**REQUEST**
Wherever the word "React" appears in a line, copy that line.

**RECORDED INFORMATION**
..............................

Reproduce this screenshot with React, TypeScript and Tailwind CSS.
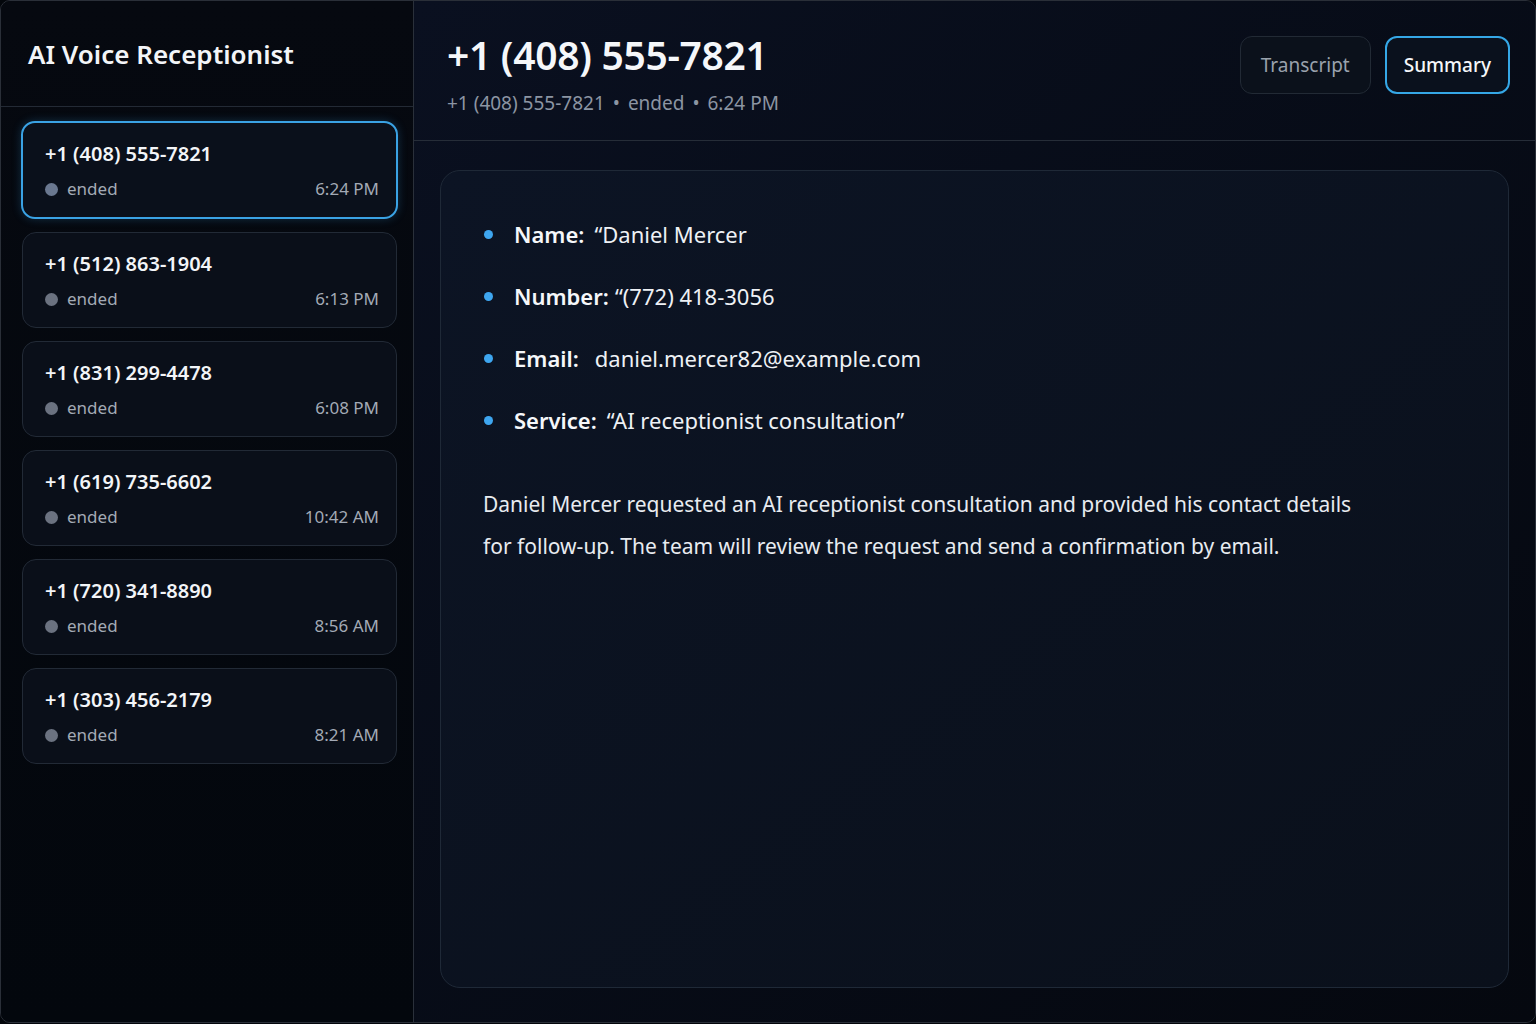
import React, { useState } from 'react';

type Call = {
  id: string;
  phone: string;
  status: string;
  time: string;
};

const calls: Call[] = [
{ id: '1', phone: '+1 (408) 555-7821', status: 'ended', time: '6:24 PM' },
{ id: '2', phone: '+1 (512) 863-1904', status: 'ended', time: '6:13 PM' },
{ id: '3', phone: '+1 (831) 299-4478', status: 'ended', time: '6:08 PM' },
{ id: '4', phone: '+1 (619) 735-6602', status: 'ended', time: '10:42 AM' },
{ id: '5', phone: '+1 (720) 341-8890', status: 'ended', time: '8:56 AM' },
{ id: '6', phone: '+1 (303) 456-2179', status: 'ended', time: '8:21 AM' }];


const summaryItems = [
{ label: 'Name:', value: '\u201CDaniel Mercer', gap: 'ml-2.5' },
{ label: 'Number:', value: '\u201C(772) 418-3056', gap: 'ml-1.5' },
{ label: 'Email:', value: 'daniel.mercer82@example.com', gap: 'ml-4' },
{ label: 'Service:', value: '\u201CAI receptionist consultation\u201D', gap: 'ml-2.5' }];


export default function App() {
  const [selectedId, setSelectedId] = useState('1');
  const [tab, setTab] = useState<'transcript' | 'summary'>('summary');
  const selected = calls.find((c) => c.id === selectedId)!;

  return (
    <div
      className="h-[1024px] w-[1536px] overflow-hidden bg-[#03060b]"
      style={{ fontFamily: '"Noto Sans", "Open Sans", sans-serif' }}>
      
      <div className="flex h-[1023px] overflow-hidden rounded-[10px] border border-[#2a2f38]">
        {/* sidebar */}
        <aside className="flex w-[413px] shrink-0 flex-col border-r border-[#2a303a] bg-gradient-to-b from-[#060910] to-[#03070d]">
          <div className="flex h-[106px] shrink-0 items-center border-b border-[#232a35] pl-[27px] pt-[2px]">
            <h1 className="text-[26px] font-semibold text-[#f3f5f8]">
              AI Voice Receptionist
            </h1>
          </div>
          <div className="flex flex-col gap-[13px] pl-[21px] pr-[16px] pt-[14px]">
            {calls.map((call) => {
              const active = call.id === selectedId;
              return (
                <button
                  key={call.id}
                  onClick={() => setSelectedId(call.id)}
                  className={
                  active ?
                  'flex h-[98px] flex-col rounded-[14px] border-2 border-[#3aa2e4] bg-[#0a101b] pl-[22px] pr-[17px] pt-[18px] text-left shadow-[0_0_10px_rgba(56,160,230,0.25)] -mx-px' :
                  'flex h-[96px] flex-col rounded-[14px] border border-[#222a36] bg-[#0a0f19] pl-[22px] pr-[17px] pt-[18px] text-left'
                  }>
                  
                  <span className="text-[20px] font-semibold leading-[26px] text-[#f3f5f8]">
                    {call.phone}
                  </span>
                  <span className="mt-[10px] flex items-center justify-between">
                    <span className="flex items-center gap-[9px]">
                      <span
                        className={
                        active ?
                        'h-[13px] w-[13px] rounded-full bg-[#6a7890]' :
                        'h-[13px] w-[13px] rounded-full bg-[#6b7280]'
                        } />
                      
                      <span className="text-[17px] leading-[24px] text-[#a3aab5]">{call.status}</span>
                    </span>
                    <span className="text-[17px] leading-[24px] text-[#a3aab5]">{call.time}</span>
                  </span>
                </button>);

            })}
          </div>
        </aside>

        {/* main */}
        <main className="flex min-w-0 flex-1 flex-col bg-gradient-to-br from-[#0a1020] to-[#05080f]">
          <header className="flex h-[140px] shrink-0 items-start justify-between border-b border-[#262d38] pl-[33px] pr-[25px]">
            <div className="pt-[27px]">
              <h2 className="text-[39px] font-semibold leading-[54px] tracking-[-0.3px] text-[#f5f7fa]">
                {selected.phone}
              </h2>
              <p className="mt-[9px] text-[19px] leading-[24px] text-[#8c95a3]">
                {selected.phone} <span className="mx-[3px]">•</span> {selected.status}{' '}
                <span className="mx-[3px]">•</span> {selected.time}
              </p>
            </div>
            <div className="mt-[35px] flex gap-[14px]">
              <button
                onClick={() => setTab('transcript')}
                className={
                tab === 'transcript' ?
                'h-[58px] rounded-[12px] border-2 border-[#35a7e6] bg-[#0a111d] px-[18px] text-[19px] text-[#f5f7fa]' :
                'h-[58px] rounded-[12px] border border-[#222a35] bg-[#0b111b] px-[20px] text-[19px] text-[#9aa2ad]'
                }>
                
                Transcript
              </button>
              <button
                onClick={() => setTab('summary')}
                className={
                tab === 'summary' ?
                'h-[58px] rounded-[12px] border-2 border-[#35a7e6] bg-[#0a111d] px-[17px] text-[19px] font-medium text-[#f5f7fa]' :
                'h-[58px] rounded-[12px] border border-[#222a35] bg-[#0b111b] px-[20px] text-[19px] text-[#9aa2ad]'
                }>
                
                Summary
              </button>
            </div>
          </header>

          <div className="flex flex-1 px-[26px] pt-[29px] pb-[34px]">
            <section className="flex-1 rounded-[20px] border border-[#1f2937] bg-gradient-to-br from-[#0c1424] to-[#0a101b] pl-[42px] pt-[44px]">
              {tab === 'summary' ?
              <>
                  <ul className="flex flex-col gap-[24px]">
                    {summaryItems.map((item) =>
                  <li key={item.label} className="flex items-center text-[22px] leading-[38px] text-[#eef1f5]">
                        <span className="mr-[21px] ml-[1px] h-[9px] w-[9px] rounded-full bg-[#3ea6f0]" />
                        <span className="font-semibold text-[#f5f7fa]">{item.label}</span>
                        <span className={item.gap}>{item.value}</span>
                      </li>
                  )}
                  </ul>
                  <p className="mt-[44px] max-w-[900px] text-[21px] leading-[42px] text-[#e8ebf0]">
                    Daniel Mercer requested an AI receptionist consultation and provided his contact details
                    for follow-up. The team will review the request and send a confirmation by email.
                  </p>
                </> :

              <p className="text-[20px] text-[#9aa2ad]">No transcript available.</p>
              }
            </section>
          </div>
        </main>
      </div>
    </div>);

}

..............................

**OUTPUT BELOW**
Reproduce this screenshot with React, TypeScript and Tailwind CSS.
import React, { useState } from 'react';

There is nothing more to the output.